Unüberhörbar war aber sein Bemühen, einen neuen politischen Stil in Richtung Jugend, derzeit von der Politik Verdrossene und Wechselwähler zu signalisieren: Zuversicht statt Politisierung der Angst, Mut zur Wahrheit, Korrektheit und Verantwortungsbewußtsein waren zentrale Botschaften der Mock-Rede.

Da konnte natürlich die Herausforderung an die Regierung auch nicht fehlen: „Wenn die SPÖ bereit ist, mit uns gemeinsam nach Lösungen (bei den Wirtschaftsproblemen) zu suchen, dann trifft sie bei uns auf Gesprächs- und Verhandlungsbereitschaft."

Aber: „Wenn diese Regierung im Stil der Ratlosigkeit und Untätigkeit noch zwölf Monate bis zur nächsten Wahl fortsetzt, nur um einen neuen Spitzenkandidaten aufzubauen, dann ist uns das zu teuer." Also: vorzeitige Neuwahlen.

Der herausgeforderte Bundeskanzler winkte bereits ab: Er will mit der ÖVP reden.

Kaum geredet, zumindest nicht in alter Diktion, wurde aber bei diesem Parteitag von Kreisky:

Statt wild gegen ein Denkmal anzulaufen (und damit ehemalige Kreisky-Wähler zu vergrämen), bedachte man den „scheidenden Kanzler" (ÖVP-Wahl-kampfleiter Heribert Steinbauer) nur mit schaumgebremsten Attacken.

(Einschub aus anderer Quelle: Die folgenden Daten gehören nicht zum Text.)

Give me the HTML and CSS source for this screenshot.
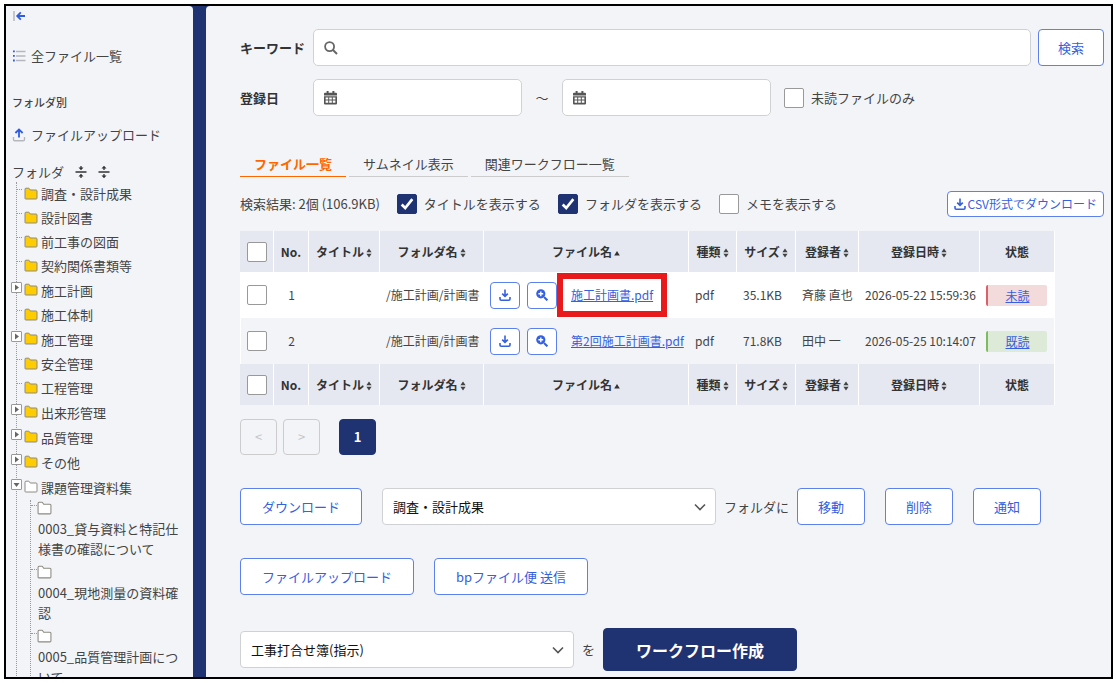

Wie überhaupt auffiel, daß die Parteitagsregie die Krisenanalyse Außenstehenden überließ: Wirtschaftsprofessor Gunther Tichy zeichnete das düstere Bild der wirtschaftlichen Lage; das Krisenszenario in der Welt wurde durch Hugo Portisch, Paul Lend-vai, Hannes Burger („Süddeutsche Zeitung") und Rudolf Stamm („Neue Zürcher Zeitung") ausgeleuchtet.

Die ÖVP hat mit Linz einen neuen Weg eingeschlagen: Zuversicht nach Schwarzmalerei.